The Brompton tagline is ‘Made For Cities’, but why stop there? Some may be put off cycle touring with a Brompton because they fear the small wheels, smaller gear range, or lack of luggage space.
But in reality these need not be an issue. And there are some great advantages to touring with a Brompton that far outweigh the drawbacks.
So let’s first lay some ghosts to rest. Wheels. One of the things people often ask me when they see a Brompton up close for the first time is “what about the wheels?” They imagine the wheels slow the bike down somehow, and they fear the rider will be exhausted after any distance. It’s not true. Yes, there will be a tiny bit more effort at the hub, which has to roll further to achieve the same speed as a big wheel. But this gain in friction is negligible. A second factor is the degree of vibration felt through small wheels compared to larger ones. This can make for discomfort and slowness on poor roads or tracks, but for most roads it is not an issue. What’s more, a laden Brompton dampens this effect, and actually makes touring more comfortable than bumpy city riding. Bromptons also have frame suspension, which makes the saddle less jolting than a touring bike. A third factor is the momentum in small wheels when compared to large. This is not just a factor of the wheels’ weight, but of the greater effort invested in getting a big wheel going. Small wheels mean fast and easy acceleration. True, this can feel daunting when a gust of wind brings you to a standstill; but the flip side is that getting going again is easier. Over the course of a day, smaller wheels reduce the fatigue of constantly getting going again.
What about gears? I’ll focus more deeply on gearing options in a future post. Two things matter when gearing up for cycle touring: the ratio of your lowest gear (to ensure you can tackle the hills), and the overall ‘range’ of your gears, i.e. the spread of ratios from low to high. On a 6-speed Brompton, your range of gears is 302% – in other words, in top gear one rotation of the pedals will take you roughly 3 times the distance of bottom gear. This is not a bad spread of gears, considering – it almost equals the Shimano Alfine 8-speed hub (306%) for example. A full touring bike with 27 gears might achieve a range of around 550%. However, you don’t need all this range. What matters for touring is that your lowest gear will do the job. (When higher gears are required, let gravity do the work!) The lowest Brompton gear (16 tooth rear sprocket and 44 tooth front) will allow you to drop to 6mph at a slow cadence of 70rpm (your pedals revolving 70 times per minute.) If this is still a bit too fast for tackling big steep hills, you might want to drop to a 39t chainring which will allow 5.5mph at 70rpm. My own solution was to fit a Shimano Nexus 33t chainring in conjunction with a Sturmey 8 hub (with 23t), which nudged the lowest gear to just under 5mph at 70rpm. This got me up the hairpin bends that climb out of Dervaig on the Isle of Mull, fully laden for a weekend’s camping. More about hubs later!

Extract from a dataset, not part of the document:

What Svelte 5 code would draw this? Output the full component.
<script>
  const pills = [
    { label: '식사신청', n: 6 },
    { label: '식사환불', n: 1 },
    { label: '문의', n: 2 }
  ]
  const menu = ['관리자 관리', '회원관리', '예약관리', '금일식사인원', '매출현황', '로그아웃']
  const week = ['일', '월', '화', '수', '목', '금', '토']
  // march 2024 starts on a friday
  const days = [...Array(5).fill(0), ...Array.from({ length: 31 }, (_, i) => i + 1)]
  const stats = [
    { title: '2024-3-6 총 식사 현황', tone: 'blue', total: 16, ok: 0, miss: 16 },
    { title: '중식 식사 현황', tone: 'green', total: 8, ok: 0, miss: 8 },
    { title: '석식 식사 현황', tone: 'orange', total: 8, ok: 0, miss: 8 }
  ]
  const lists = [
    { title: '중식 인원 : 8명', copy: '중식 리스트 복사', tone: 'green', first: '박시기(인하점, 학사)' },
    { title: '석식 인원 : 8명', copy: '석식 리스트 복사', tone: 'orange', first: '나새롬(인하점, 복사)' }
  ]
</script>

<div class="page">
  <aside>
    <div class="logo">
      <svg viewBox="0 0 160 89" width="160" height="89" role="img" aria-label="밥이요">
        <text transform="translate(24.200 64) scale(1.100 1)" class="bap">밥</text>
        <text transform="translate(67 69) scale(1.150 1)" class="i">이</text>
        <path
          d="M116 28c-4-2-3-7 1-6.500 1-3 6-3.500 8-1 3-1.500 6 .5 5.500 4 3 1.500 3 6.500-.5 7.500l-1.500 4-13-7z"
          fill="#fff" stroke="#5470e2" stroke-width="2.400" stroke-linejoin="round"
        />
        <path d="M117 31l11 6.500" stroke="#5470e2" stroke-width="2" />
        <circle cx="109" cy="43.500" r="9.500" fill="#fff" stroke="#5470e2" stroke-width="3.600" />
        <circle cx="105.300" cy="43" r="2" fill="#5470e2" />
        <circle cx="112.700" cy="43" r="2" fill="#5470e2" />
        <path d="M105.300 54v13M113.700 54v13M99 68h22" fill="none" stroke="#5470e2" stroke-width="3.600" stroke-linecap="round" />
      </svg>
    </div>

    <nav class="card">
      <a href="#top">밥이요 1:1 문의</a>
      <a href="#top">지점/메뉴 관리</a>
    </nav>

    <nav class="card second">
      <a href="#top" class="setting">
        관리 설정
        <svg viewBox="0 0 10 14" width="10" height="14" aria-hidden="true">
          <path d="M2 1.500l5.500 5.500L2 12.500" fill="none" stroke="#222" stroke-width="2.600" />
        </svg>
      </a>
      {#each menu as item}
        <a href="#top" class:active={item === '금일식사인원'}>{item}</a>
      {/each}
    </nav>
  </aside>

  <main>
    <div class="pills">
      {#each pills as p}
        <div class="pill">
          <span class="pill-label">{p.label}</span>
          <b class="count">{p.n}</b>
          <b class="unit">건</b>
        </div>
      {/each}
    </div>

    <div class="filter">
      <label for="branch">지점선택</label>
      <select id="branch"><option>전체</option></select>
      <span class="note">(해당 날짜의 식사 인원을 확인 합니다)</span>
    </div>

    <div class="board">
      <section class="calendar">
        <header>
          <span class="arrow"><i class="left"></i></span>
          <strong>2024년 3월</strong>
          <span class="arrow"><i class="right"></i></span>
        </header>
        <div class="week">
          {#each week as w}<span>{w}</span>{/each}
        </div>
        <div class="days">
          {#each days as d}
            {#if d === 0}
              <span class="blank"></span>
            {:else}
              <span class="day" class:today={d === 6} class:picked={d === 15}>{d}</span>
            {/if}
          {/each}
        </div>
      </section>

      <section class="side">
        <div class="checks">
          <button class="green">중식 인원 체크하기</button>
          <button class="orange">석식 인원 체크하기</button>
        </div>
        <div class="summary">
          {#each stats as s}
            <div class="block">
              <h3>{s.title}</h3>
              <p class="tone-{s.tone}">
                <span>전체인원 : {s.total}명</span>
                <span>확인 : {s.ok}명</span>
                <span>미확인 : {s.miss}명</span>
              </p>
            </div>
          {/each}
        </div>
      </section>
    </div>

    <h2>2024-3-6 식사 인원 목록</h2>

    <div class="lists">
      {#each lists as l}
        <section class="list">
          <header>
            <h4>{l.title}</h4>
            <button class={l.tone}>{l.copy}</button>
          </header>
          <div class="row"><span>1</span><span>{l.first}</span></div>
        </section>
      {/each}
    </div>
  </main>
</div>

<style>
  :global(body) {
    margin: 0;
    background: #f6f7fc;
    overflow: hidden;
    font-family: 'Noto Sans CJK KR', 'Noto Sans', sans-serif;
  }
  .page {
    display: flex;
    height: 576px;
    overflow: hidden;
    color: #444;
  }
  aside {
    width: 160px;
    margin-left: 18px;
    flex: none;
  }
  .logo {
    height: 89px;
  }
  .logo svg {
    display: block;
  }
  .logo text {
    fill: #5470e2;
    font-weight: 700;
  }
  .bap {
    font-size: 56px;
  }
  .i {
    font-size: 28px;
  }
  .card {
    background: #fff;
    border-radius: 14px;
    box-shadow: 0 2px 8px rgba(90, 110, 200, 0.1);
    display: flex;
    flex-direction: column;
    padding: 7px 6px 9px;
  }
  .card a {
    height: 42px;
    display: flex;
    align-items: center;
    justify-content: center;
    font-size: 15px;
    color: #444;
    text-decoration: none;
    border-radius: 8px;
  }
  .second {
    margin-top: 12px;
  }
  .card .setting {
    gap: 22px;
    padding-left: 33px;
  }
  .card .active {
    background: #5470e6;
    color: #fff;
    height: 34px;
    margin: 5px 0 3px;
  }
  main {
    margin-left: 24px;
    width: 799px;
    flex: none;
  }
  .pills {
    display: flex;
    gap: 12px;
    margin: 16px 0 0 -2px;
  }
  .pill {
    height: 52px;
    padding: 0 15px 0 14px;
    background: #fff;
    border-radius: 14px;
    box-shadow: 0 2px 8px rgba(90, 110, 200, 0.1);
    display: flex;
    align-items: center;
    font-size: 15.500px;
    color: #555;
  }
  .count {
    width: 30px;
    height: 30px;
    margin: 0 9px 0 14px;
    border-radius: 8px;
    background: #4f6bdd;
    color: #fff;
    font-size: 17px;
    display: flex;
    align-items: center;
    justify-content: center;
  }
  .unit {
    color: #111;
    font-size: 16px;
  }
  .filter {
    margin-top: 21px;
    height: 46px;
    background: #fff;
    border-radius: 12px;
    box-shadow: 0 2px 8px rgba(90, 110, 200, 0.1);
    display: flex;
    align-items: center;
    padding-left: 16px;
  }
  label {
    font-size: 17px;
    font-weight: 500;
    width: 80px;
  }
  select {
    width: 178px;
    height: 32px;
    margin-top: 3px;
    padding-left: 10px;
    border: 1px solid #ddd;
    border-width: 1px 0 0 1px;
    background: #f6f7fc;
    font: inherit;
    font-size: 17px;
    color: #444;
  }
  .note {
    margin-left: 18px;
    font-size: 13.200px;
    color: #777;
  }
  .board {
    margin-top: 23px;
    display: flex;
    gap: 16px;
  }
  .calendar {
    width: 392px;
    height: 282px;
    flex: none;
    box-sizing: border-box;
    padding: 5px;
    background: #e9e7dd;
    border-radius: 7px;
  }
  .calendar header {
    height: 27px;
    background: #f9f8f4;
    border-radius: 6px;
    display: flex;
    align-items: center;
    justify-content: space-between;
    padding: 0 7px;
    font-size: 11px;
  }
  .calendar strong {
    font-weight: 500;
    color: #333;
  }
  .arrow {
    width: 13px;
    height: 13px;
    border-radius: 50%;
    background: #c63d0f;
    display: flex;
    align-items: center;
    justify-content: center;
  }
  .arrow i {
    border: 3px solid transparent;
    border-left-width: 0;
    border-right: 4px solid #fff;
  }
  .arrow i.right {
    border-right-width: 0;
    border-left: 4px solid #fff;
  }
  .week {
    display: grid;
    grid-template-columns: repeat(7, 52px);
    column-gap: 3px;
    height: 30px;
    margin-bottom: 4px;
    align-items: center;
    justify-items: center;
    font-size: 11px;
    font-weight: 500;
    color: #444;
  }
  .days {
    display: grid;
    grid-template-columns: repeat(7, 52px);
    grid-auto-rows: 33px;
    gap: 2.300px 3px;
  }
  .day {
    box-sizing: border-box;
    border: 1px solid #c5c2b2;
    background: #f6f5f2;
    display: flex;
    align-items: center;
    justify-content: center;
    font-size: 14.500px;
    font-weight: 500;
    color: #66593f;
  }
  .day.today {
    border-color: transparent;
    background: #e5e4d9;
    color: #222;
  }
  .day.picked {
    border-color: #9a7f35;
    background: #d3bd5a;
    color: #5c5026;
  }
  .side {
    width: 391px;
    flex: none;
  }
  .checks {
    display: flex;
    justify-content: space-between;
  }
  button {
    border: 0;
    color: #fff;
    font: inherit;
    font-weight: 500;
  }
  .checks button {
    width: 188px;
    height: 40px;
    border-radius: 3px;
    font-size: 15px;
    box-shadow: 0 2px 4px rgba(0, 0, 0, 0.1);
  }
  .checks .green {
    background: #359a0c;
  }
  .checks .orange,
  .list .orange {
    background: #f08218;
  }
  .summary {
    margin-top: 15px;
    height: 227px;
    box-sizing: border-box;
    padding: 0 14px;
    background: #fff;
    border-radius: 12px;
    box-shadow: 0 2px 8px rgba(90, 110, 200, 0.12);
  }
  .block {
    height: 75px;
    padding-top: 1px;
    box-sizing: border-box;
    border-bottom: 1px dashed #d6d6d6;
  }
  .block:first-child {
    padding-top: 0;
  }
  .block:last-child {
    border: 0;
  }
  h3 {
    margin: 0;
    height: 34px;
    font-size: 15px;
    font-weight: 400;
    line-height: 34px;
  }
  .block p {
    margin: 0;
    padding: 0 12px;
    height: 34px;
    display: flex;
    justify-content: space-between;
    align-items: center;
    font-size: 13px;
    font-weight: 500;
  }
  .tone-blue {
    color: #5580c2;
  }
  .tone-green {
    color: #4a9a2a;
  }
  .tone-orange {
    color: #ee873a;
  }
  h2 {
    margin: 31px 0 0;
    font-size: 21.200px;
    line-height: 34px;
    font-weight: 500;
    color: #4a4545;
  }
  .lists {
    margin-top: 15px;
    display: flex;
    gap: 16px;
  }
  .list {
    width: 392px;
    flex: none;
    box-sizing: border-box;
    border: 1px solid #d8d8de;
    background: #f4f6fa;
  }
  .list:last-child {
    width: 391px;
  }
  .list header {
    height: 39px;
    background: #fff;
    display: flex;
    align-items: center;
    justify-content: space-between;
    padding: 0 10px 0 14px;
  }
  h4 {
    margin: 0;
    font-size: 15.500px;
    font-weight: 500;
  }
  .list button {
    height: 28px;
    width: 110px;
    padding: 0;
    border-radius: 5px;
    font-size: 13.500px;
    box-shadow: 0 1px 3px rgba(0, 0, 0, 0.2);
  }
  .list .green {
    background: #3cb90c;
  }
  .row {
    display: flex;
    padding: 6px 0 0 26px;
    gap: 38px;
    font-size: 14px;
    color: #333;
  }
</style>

A third area that might raise eyebrows is carrying capacity. The standard Brompton solution is to carry a large bag on the front block, and use the ‘rack sack’ on the back. This is fine, but also frustrating – what’s the point of having a rack if you can’t use panniers on it? Most large panniers would touch the ground if hung on a Brompton rack; and even small ones can’t easily be used, as they foul the rider’s heels. As a rule of thumb, to avoid this clash, any pannier needs to be hung behind a point level with the rear axle – but the Brompton rack isn’t long enough. The dedicated Brompton tourist needs to find some way to lift panniers upwards and backwards, to clear the ground and the rider’s heels.
My solution was to build an extension to the rack, held in place with two bolts and butterfly nuts for quick removal. Maybe others can come up with a more elegant solution. What this enabled me to do was hang two small panniers either side of a rack sack, and use a C-bag on the front. Plenty of room for food, tent, sleeping bag, carrymat, clothes, tools etc!
So why tour with a Brompton, when you don’t have to? One obvious big advantage is that you can get quickly to your start point by public transport. The other big advantage is that you don’t have to plan a circuit. Follow your nose, or change your plans; provided you’re on a bus route, you can pack up and go home from wherever you like. I still remember the amazement with which I was viewed when I pulled seven bulky objects from the hold of a coach at Glasgow bus station – and proceeded to assemble them into a fully loaded touring bike, and ride away! And one other big advantage not to be overlooked – you get to ride a Brompton!